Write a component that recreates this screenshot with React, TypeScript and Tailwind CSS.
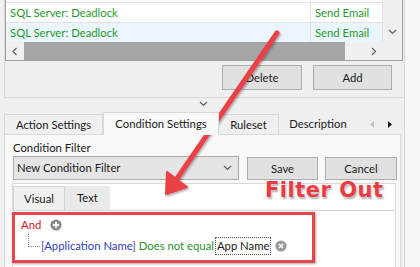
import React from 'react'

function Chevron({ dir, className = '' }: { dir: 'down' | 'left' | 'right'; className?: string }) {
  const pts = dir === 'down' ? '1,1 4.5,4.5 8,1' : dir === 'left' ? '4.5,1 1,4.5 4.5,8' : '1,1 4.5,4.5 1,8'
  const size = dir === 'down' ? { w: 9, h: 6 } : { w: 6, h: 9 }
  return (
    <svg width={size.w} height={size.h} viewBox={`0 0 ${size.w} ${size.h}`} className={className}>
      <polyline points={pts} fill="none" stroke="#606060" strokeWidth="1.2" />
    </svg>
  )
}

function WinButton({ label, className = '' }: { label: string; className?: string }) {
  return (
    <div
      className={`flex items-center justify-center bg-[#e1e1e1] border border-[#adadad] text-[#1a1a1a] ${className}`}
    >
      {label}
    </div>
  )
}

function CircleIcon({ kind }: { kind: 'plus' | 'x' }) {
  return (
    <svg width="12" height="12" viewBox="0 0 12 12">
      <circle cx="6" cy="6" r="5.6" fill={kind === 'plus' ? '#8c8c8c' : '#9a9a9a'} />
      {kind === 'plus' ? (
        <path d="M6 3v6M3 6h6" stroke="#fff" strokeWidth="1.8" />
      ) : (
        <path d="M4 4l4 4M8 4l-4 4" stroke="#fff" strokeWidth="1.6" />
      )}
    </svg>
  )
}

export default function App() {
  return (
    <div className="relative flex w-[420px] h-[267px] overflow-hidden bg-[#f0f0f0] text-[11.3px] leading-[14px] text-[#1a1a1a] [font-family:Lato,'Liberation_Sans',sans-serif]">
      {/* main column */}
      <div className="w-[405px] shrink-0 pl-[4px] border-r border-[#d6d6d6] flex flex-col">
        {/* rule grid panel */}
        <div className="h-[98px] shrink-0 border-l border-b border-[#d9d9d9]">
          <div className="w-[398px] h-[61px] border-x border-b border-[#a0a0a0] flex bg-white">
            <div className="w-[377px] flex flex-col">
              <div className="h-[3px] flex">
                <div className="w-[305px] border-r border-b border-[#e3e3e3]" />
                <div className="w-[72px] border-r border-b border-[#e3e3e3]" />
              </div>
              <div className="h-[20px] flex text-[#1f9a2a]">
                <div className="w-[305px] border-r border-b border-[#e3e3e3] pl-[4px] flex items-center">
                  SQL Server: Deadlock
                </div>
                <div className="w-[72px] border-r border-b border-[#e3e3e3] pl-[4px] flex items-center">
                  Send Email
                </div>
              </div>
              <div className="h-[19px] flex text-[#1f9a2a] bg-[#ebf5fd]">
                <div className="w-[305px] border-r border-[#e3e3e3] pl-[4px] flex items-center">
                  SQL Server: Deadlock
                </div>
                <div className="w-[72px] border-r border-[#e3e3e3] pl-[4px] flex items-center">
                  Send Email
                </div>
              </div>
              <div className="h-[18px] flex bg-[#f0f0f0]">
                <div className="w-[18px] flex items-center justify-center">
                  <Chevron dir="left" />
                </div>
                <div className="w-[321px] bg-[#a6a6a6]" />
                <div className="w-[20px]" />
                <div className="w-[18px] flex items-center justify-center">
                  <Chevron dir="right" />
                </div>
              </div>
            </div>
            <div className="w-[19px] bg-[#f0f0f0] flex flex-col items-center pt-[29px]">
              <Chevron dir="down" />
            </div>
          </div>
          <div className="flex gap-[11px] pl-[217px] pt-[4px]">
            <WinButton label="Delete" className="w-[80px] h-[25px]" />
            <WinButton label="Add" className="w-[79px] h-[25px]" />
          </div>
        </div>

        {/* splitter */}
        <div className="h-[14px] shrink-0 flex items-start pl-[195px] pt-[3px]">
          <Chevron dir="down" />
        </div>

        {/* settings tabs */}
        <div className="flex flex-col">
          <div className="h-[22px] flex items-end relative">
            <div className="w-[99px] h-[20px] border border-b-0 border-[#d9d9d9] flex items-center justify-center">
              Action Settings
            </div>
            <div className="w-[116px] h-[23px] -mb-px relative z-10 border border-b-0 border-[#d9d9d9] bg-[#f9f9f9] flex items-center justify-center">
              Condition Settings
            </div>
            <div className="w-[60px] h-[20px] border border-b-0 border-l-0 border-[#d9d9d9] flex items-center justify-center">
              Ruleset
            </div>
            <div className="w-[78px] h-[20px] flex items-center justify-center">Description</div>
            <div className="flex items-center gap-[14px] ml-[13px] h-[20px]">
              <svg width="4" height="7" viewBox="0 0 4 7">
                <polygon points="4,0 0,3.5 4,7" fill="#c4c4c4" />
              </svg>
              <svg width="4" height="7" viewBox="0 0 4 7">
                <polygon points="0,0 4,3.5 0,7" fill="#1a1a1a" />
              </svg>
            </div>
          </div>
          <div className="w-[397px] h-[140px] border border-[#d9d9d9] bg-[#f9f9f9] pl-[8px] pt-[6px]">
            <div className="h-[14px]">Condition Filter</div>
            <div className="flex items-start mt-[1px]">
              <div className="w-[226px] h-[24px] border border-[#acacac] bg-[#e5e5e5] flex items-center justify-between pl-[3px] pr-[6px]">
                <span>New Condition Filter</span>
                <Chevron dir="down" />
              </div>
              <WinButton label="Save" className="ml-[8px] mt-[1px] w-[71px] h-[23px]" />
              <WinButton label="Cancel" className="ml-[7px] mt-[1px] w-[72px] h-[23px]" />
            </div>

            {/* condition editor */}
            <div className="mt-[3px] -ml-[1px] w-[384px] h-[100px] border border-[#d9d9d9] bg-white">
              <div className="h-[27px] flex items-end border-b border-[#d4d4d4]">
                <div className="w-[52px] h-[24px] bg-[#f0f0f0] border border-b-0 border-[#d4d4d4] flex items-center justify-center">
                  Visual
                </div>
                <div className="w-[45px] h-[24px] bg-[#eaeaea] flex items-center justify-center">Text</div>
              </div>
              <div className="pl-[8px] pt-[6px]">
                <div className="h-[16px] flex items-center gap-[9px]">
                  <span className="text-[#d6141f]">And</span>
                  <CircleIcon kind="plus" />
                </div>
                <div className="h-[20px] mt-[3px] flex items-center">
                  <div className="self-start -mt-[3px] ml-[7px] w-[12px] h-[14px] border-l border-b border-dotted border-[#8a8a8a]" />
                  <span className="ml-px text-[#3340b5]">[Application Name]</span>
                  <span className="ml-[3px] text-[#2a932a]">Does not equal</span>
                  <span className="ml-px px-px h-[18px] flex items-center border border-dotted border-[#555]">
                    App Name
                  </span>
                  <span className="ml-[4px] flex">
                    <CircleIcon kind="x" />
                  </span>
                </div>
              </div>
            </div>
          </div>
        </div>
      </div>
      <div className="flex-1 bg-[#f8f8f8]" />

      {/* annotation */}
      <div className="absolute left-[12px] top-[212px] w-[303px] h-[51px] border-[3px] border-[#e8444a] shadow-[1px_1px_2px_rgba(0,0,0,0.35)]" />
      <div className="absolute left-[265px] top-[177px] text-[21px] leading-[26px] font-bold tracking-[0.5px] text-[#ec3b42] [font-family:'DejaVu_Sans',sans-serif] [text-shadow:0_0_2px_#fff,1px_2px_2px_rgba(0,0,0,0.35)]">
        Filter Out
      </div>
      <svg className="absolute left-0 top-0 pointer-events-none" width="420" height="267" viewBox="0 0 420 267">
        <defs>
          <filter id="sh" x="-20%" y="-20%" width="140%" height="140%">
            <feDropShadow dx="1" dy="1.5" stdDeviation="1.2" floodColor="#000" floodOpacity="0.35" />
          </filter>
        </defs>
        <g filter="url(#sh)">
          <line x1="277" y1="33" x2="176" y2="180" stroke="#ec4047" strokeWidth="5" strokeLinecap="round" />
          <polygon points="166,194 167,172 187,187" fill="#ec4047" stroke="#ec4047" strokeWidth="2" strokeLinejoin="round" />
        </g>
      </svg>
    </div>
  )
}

**Exercise brief:** In the data above, please extract the lines from the first one through the line with "import React from 'react'", exactly, and keep pictures out.

**Reply:**
Write a component that recreates this screenshot with React, TypeScript and Tailwind CSS.
import React from 'react'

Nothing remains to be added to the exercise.